Hi! I have an issue with the GradientBoostingRegressor not outputing the expcted values after being formulated as part of my pyomo model. The deviation seems to be a static offset, not random.

I'm pretty new to both pyomo and omlt, so this might be human error. I've also been looking for a list of supported models without luck, but I guess that could also be the issue.

I've attached an MRE below:

import numpy as np
from sklearn.ensemble import GradientBoostingRegressor
from skl2onnx import convert_sklearn
from skl2onnx.common.data_types import FloatTensorType
import pyomo.environ as pyo
from omlt import OmltBlock
from omlt.gbt import GBTBigMFormulation, GradientBoostedTreeModel
import matplotlib.pyplot as plt

# Train simple model
x = np.array(range(101)).reshape(-1,1)
y = np.array(range(101))

model_gbt = GradientBoostingRegressor(n_estimators=5)
model_gbt.fit(x, y)

# Get predictions directly from model
y_pred = model_gbt.predict(np.array(range(100)).reshape(-1,1))

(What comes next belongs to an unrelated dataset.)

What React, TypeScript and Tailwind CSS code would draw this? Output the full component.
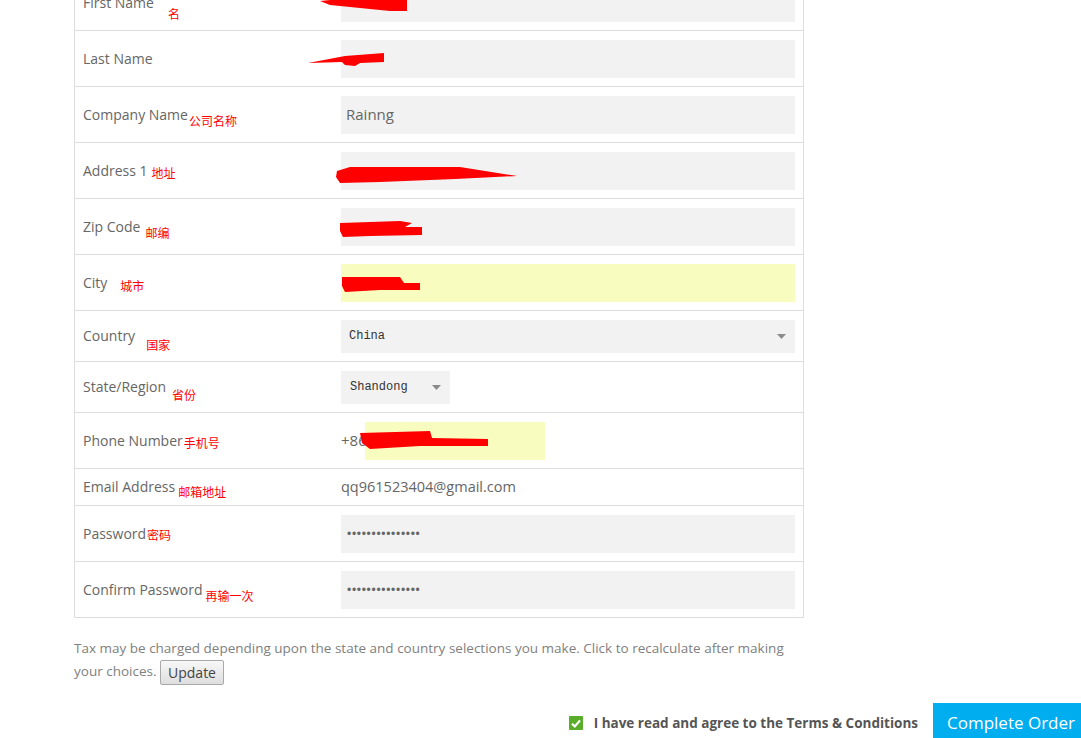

# Get predictions from pyomo formulation
y_opt = []
for i in range(100):
    initial_type = [('float_input', FloatTensorType([None, 1]))]
    model_onx = convert_sklearn(model_gbt, initial_types=initial_type)

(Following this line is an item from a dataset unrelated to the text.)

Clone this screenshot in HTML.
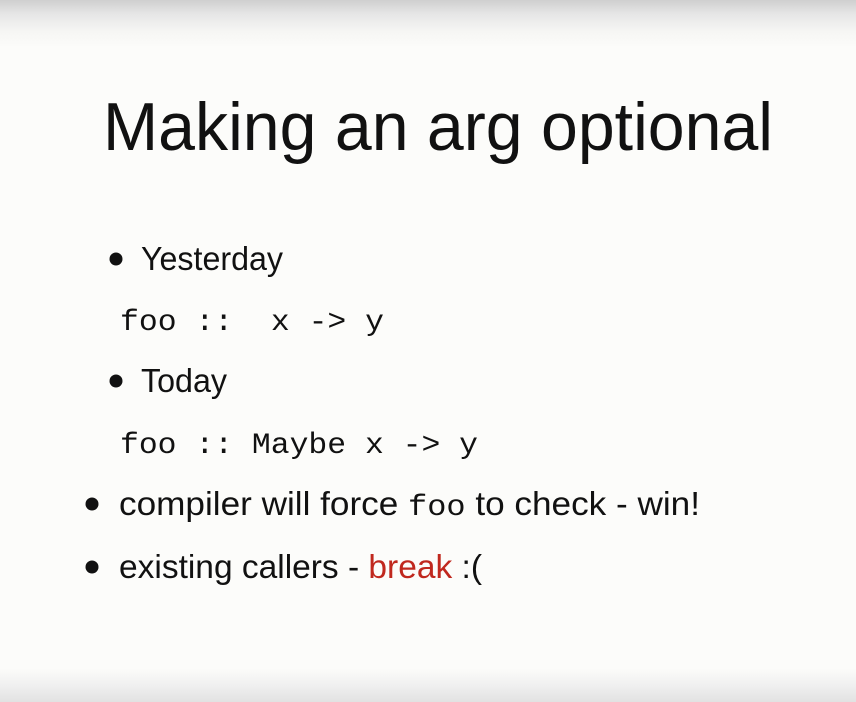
<!DOCTYPE html>
<html><head><meta charset="utf-8"><style>
html,body{margin:0;padding:0;width:856px;height:702px;overflow:hidden}
body{background:linear-gradient(to bottom,#cfcfcf 0px,#e6e6e6 14px,#f6f6f4 32px,#fcfcfa 48px,#fcfcfa 668px,#f0f0f0 685px,#e2e2e2 702px)}
svg{position:absolute;left:0;top:0}
text{fill:#111}
.s{font-family:"Liberation Sans",sans-serif}
.m{font-family:"Liberation Mono",monospace}
</style></head><body>
<svg width="856" height="702" xmlns="http://www.w3.org/2000/svg">
<text class="s" x="103" y="150" font-size="68" textLength="670" lengthAdjust="spacingAndGlyphs">Making an arg optional</text>
<circle cx="116" cy="259" r="6.5" fill="#111"/>
<text class="s" x="141" y="270" font-size="33" textLength="142" lengthAdjust="spacingAndGlyphs">Yesterday</text>
<text class="m" x="120" y="330" font-size="30" textLength="264" lengthAdjust="spacingAndGlyphs" xml:space="preserve">foo ::  x -&gt; y</text>
<circle cx="116" cy="381" r="6.5" fill="#111"/>
<text class="s" x="141" y="392" font-size="33" textLength="86" lengthAdjust="spacingAndGlyphs">Today</text>
<text class="m" x="120" y="453" font-size="30" textLength="358" lengthAdjust="spacingAndGlyphs">foo :: Maybe x -&gt; y</text>
<circle cx="92" cy="504" r="6.5" fill="#111"/>
<text x="119" y="515" font-size="33" textLength="581" lengthAdjust="spacingAndGlyphs"><tspan class="s">compiler will force </tspan><tspan class="m" font-size="30">foo</tspan><tspan class="s"> to check - win!</tspan></text>
<circle cx="92" cy="567" r="6.5" fill="#111"/>
<text class="s" x="119" y="578" font-size="33" textLength="363" lengthAdjust="spacingAndGlyphs">existing callers - <tspan style="fill:#c0281e">break</tspan> :(</text>
</svg>
</body></html>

    m = pyo.ConcreteModel('Random GradientBoostingRegressor')

    m.gbt = OmltBlock()
    input_bounds = {0: (i, i)}  # Forces the input to equal the input from the previous prediction
    gbt_model = GradientBoostedTreeModel(model_onx, scaled_input_bounds=input_bounds)

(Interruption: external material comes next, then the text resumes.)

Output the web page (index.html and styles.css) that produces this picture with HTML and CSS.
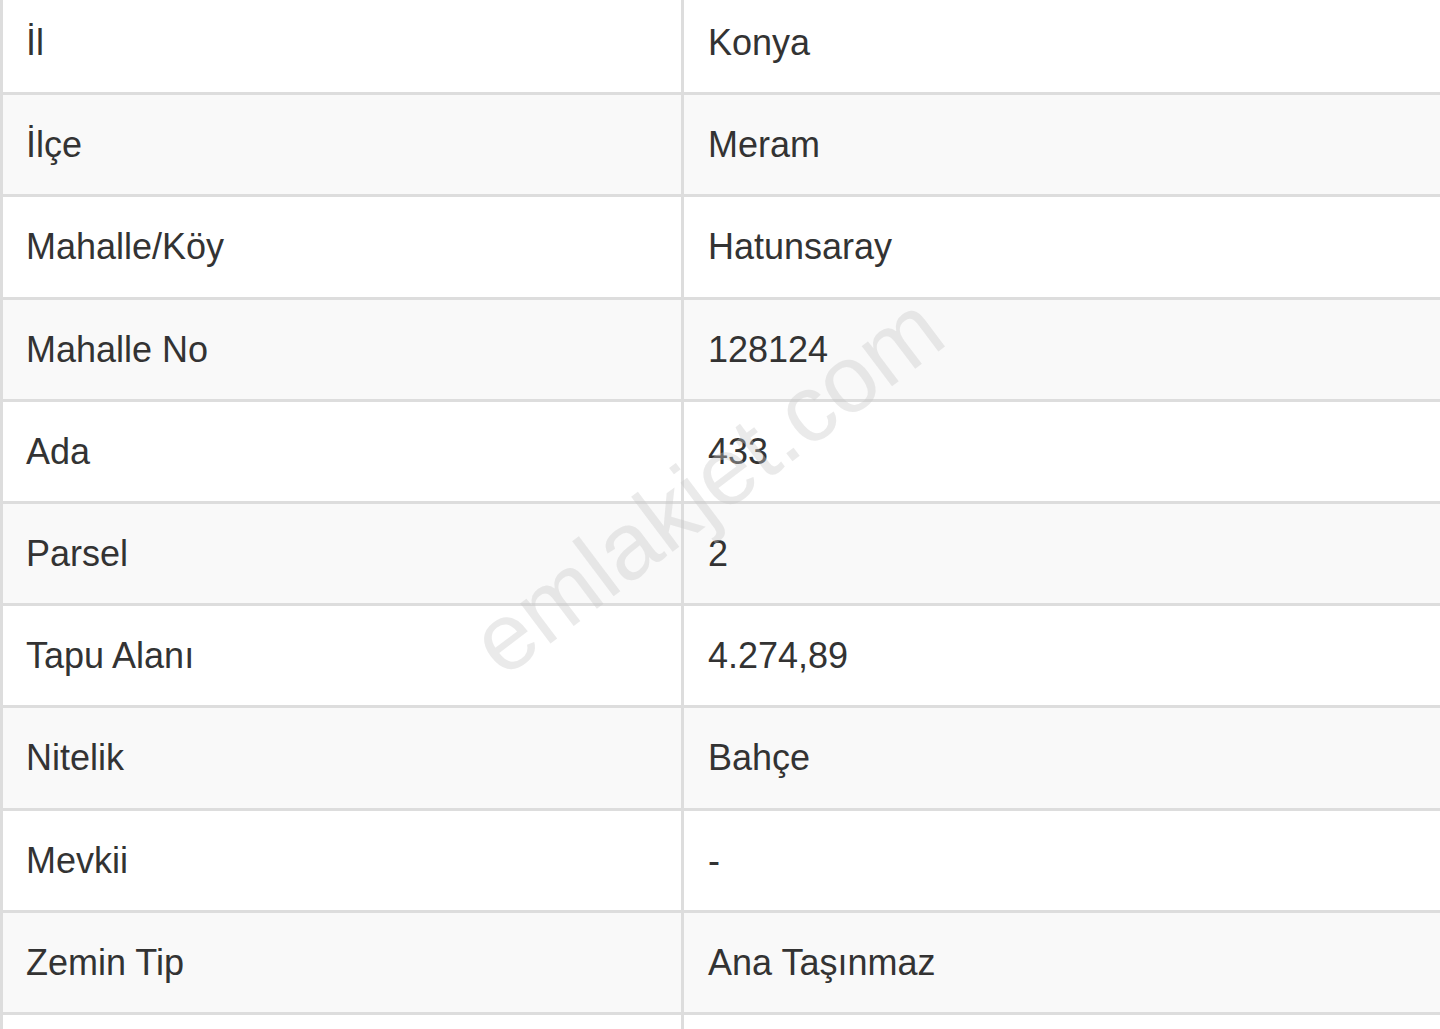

    formulation = GBTBigMFormulation(gbt_model)
    m.gbt.build_formulation(formulation)

    m.obj = pyo.Objective(expr=0)

    solver = pyo.SolverFactory('cbc')
    status = solver.solve(m, tee=False)

    y_opt.append(m.gbt.outputs[0].value)

# Plot predictions
plt.plot(y_pred)
plt.plot(y_opt)
plt.title('Predictions')
plt.legend(['Original model', 'Pyomo formulation'])

Output

ThebTron commented 2 years ago

Hi Viggo,

Thanks a lot for raising this issue! I think the problem is related to the base score of the gradient-boosted trees (GBRT) training. For more information https://stackoverflow.com/questions/47596486/xgboost-the-meaning-of-the-base-score-parameter

We need to read this constant value from the ONNX representation and add it to the output. I'll try to look at this in the coming days if I have some time. In the meantime, it seems that most GBRT algorithms use the mean of the training data as the base score. So for a quick fix, adding the mean to the output of the block should give the correct result.

import numpy as np
from sklearn.ensemble import GradientBoostingRegressor
from skl2onnx import convert_sklearn
from skl2onnx.common.data_types import FloatTensorType
import pyomo.environ as pyo
from omlt import OmltBlock
from omlt.gbt import GBTBigMFormulation, GradientBoostedTreeModel
import matplotlib.pyplot as plt

# Train simple model
x = np.array(range(101)).reshape(-1,1)
y = np.array(range(101))

model_gbt = GradientBoostingRegressor(n_estimators=5)
model_gbt.fit(x, y)

# Get predictions directly from model
y_pred = model_gbt.predict(np.array(range(100)).reshape(-1,1))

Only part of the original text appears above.